Related: What is a Presales Process? (With Tips for Effectiveness)


Branding is usually one of the first tasks companies complete before starting a business. This is because the company's identity determines other aspects of its strategy. For example, by determining its brand identity, the company can determine its target audience, marketing strategy, and corporate strategy. In contrast, marketing occurs after branding has taken place. A company's marketing team develops campaigns based on the company's brand identity.

Creative process

Branding is a creative process that involves using abstract concepts like logos, colours, and shapes to pass a message. Marketing personnel responsible for branding speak to the company's founder or executives to understand the idea behind the company. Then, using various creative processes, they develop a brand identity that aligns with those ideas. In contrast, marketing involves following specific strategies to convince members of the public to patronize a company. While marketing strategies also require creativity, they generally follow logical and straightforward processes.

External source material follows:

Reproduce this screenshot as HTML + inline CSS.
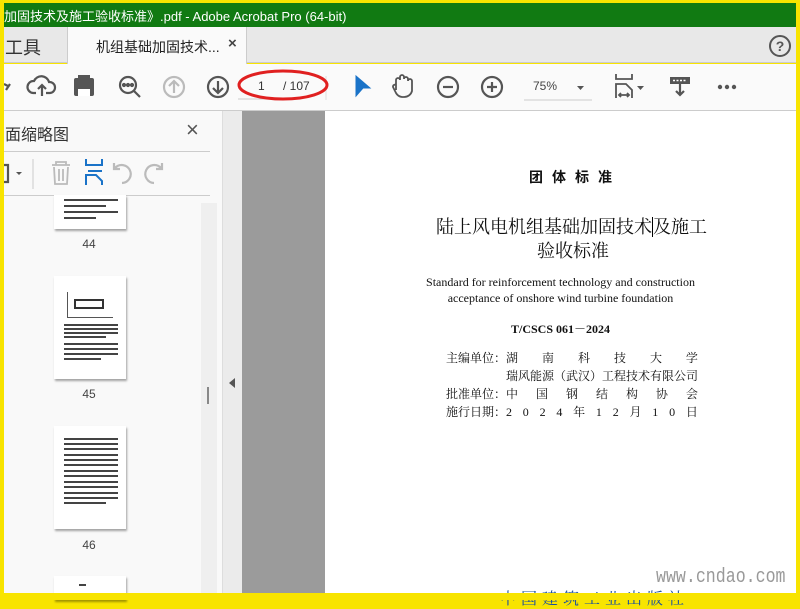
<!DOCTYPE html>
<html><head><meta charset="utf-8"><style>
*{margin:0;padding:0;box-sizing:border-box}
body{width:800px;height:600px;overflow:hidden;background:#f8e400;position:relative;font-family:"Liberation Sans","Noto Sans CJK SC",sans-serif}
.a{position:absolute}
.cn{font-family:"Liberation Serif","Noto Serif CJK SC",serif;color:#111}
.thumb{position:absolute;left:54px;width:72px;background:#fff;box-shadow:1px 2px 2px rgba(0,0,0,.35);overflow:hidden}
.lines{position:absolute;left:10px;right:8px;height:2px;background:#444}
.lbl{position:absolute;left:70px;width:40px;text-align:center;font-size:12px;color:#444}
</style></head><body>
<div class="a" style="left:4px;top:3px;width:792px;height:24px;background:#117a12"></div>
<div class="a" style="left:4px;top:6px;font-size:13px;color:#fff;white-space:nowrap">加固技术及施工验收标准》.pdf - Adobe Acrobat Pro (64-bit)</div>
<div class="a" style="left:4px;top:27px;width:792px;height:36px;background:#e8e8e8;border-bottom:1px solid #ccc"></div>
<div class="a" style="left:5px;top:34px;font-size:18px;color:#333">工具</div>
<div class="a" style="left:67px;top:27px;width:180px;height:37px;background:#fafafa;border-left:1px solid #ccc;border-right:1px solid #ccc"></div>
<div class="a" style="left:96px;top:37px;font-size:14px;color:#222">机组基础加固技术...</div>
<div class="a" style="left:228px;top:35px;font-size:15px;color:#444;font-weight:bold">×</div>
<svg class="a" style="left:768px;top:34px" width="24" height="24"><circle cx="12" cy="12" r="10" fill="none" stroke="#555" stroke-width="2"/><text x="12" y="17" text-anchor="middle" font-size="14" font-weight="bold" fill="#555" font-family="Liberation Sans">?</text></svg>
<div class="a" style="left:4px;top:64px;width:792px;height:46px;background:#fafafa"></div>
<svg class="a" style="left:4px;top:64px" width="792" height="46" fill="none" stroke="#555" stroke-width="2.2">
<path d="M0 20 l4 2 M2 26 l4 -6"/>
<path d="M32 29 h-3 a6 6 0 0 1 1-12 a8 8 0 0 1 15 1 a5 5 0 0 1 1 11 h-4 M38 32 v-11 m-4 4 l4-4 l4 4"/>
<rect x="70" y="14" width="20" height="18" rx="2" fill="#555" stroke="none"/><rect x="74" y="11" width="12" height="5" fill="#555" stroke="none"/><rect x="74" y="25" width="12" height="7" fill="#fff" stroke="none"/>
<circle cx="124" cy="21" r="8"/><path d="M130 27 l6 6"/><circle cx="120" cy="21" r="1" fill="#555"/><circle cx="124" cy="21" r="1" fill="#555"/><circle cx="128" cy="21" r="1" fill="#555"/>
<g stroke="#bbb"><circle cx="170" cy="23" r="10"/><path d="M170 29 v-12 m-5 5 l5-5 l5 5"/></g>
<circle cx="214" cy="23" r="10"/><path d="M214 17 v12 m-5 -5 l5 5 l5 -5"/>
<path d="M234 35 h40" stroke="#ccc" stroke-width="1"/>
<path d="M322 12 v24" stroke="#ddd" stroke-width="1"/>
<path d="M352 12 l14 12 h-7 l-7 8 z" fill="#1a73c8" stroke="#1a73c8" stroke-width="1"/>
<path d="M392 26 v-10 a2 2 0 0 1 4 0 v-3 a2 2 0 0 1 4 0 v2 a2 2 0 0 1 4 0 v2 a2 2 0 0 1 4 0 v10 a8 8 0 0 1 -8 6 h-2 a8 8 0 0 1-6-4 l-3-6 a2 2 0 0 1 3-2 z" stroke-width="1.8"/>
<circle cx="444" cy="23" r="10"/><path d="M439 23 h10"/>
<circle cx="488" cy="23" r="10"/><path d="M483 23 h10 M488 18 v10"/>
<path d="M520 36 h68" stroke="#ccc" stroke-width="1"/>
<path d="M573 22 h7 l-3.5 4 z" fill="#555" stroke="none"/>
<path d="M612 10 v5 h16 v-5 M612 34 v-14 h10 l6 6 v8 M615 31 h10 m-8-2 l-2 2 2 2 m6-4 l2 2-2 2" stroke-width="1.8"/>
<path d="M633 22 h7 l-3.5 4 z" fill="#555" stroke="none"/>
<rect x="666" y="13" width="20" height="7" fill="#555" stroke="none"/><path d="M669 16.5 h14" stroke="#fff" stroke-width="1.5" stroke-dasharray="2 1.5"/><path d="M676 20 v11 m-4-4 l4 4 l4-4"/>
<g fill="#555" stroke="none"><circle cx="716" cy="23" r="2.2"/><circle cx="723" cy="23" r="2.2"/><circle cx="730" cy="23" r="2.2"/></g>
</svg>
<div class="a" style="left:258px;top:79px;font-size:12px;color:#333">1</div>
<div class="a" style="left:283px;top:79px;font-size:12px;color:#333">/ 107</div>
<div class="a" style="left:533px;top:79px;font-size:12px;color:#444">75%</div>
<svg class="a" style="left:236px;top:66px" width="100" height="40"><ellipse cx="47" cy="19" rx="44" ry="14" fill="none" stroke="#e02020" stroke-width="3"/></svg>
<div class="a" style="left:4px;top:110px;width:218px;height:490px;background:#f9f9f9"></div>
<div class="a" style="left:4px;top:110px;width:792px;height:1px;background:#ccc"></div>
<div class="a" style="left:5px;top:121px;font-size:16px;color:#333">面缩略图</div>
<div class="a" style="left:186px;top:117px;font-size:22px;color:#555">×</div>
<div class="a" style="left:4px;top:151px;width:206px;height:1px;background:#ccc"></div>
<div class="a" style="left:4px;top:195px;width:206px;height:1px;background:#ccc"></div>
<svg class="a" style="left:4px;top:155px" width="210" height="38" fill="none" stroke-width="2.2">
<path d="M0 10 h4 v17 h-4" stroke="#555"/><path d="M12 17 h6 l-3 3 z" fill="#555"/>
<path d="M29 4 v30" stroke="#ccc" stroke-width="1"/>
<g stroke="#bbb"><path d="M48 10 h18 M52 10 v-3 h10 v3 M50 12 l1 17 h12 l1-17 M55 14 v12 M59 14 v12" stroke-width="1.8"/>
<path d="M118 28 a9 9 0 1 0 -7 -15 M110 8 v6 h6"/><path d="M150 28 a9 9 0 1 1 7 -15 M158 8 v6 h-6"/></g>
<path d="M82 4 v6 h16 v-6 M82 30 v-10 h10 l6 6 v4 M84 16 h14" stroke="#1a73c8" stroke-width="2"/>
</svg>
<div class="a" style="left:201px;top:203px;width:16px;height:397px;background:#efefef"></div>
<div class="a" style="left:207px;top:387px;width:2px;height:17px;background:#888"></div>
<div class="thumb" style="top:195px;height:34px"><div class="lines" style="top:4px"></div><div class="lines" style="top:10px;right:20px"></div><div class="lines" style="top:16px"></div><div class="lines" style="top:22px;right:30px"></div></div>
<div class="lbl" style="left:69px;top:237px">44</div>
<div class="thumb" style="top:276px;height:103px">
<div class="a" style="left:13px;top:16px;width:46px;height:26px;border-left:1px solid #555;border-bottom:1px solid #555"></div>
<div class="a" style="left:20px;top:23px;width:30px;height:10px;border:2px solid #333"></div>
<div class="lines" style="top:48px"></div><div class="lines" style="top:52px"></div><div class="lines" style="top:56px"></div><div class="lines" style="top:60px;right:20px"></div><div class="lines" style="top:67px"></div><div class="lines" style="top:72px"></div><div class="lines" style="top:77px"></div><div class="lines" style="top:82px;right:25px"></div></div>
<div class="lbl" style="left:69px;top:387px">45</div>
<div class="thumb" style="top:426px;height:103px">
<div class="lines" style="top:12px"></div><div class="lines" style="top:17px"></div><div class="lines" style="top:22px"></div><div class="lines" style="top:28px"></div><div class="lines" style="top:33px"></div><div class="lines" style="top:38px"></div><div class="lines" style="top:44px"></div><div class="lines" style="top:49px"></div><div class="lines" style="top:55px"></div><div class="lines" style="top:60px"></div><div class="lines" style="top:66px"></div><div class="lines" style="top:71px"></div><div class="lines" style="top:76px;right:20px"></div></div>
<div class="lbl" style="left:69px;top:538px">46</div>
<div class="thumb" style="top:576px;height:24px"><div class="lines" style="top:8px;right:40px;left:25px"></div></div>
<div class="a" style="left:222px;top:111px;width:20px;height:489px;background:#ebebeb;border-left:1px solid #ddd"></div>
<div class="a" style="left:229px;top:378px;width:0;height:0;border-top:5px solid transparent;border-bottom:5px solid transparent;border-right:6px solid #555"></div>
<div class="a" style="left:242px;top:111px;width:83px;height:489px;background:#9b9b9b"></div>
<div class="a" style="left:325px;top:111px;width:471px;height:489px;background:#fff"></div>
<div class="a cn" style="left:529px;top:167px;font-size:14px;font-weight:bold;letter-spacing:9px;font-family:'Noto Sans CJK SC',sans-serif">团体标准</div>
<div class="a cn" style="left:436px;top:213px;font-size:18px;white-space:nowrap">陆上风电机组基础加固技术<span style="border-left:1px solid #000"></span>及施工</div>
<div class="a cn" style="left:537px;top:237px;font-size:18px">验收标准</div>
<div class="a cn" style="left:325px;width:471px;text-align:center;top:274px;font-size:12px;line-height:16px">Standard for reinforcement technology and construction<br>acceptance of onshore wind turbine foundation</div>
<div class="a cn" style="left:325px;width:471px;text-align:center;top:320px;font-size:12px;font-weight:bold">T/CSCS 061－2024</div>
<div class="a cn" style="left:446px;top:349px;font-size:12px;line-height:18px">主编单位：<br><br>批准单位：<br>施行日期：</div>
<div class="a cn" style="left:506px;top:349px;width:192px;font-size:12px;line-height:18px">
<div style="display:flex;justify-content:space-between"><span>湖</span><span>南</span><span>科</span><span>技</span><span>大</span><span>学</span></div>
<div style="white-space:nowrap">瑞风能源（武汉）工程技术有限公司</div>
<div style="display:flex;justify-content:space-between"><span>中</span><span>国</span><span>钢</span><span>结</span><span>构</span><span>协</span><span>会</span></div>
<div style="display:flex;justify-content:space-between"><span>2</span><span>0</span><span>2</span><span>4</span><span>年</span><span>1</span><span>2</span><span>月</span><span>1</span><span>0</span><span>日</span></div>
</div>
<div class="a cn" style="left:500px;top:586px;font-size:16px;letter-spacing:5px;color:#1a4f9c">中国建筑工业出版社</div>
<div class="a" style="left:656px;top:566px;font-size:20px;color:#999;font-family:'Liberation Mono',monospace;transform:scaleX(.83);transform-origin:left top;white-space:nowrap">www.cndao.com</div>
<div class="a" style="left:0;top:593px;width:800px;height:7px;background:#f8e400"></div>
<div class="a" style="left:796px;top:0;width:4px;height:600px;background:#f8e400"></div>
</body></html>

Related: Top 10 Skills of a Marketing Manager


Another major difference between branding and marketing is their longevity. Once a company develops a brand, it usually maintains it throughout its lifespan. While companies can amend the specifics of their branding, it usually refers to the same values and principles. As a result, branding focuses on a company's long-term goals. In contrast, marketing strategies usually change to reflect industry trends and different audiences. Marketing campaigns usually highlight certain products or groups of products. As a result, they often relate to short-term company goals like making a profit or reaching a sales target.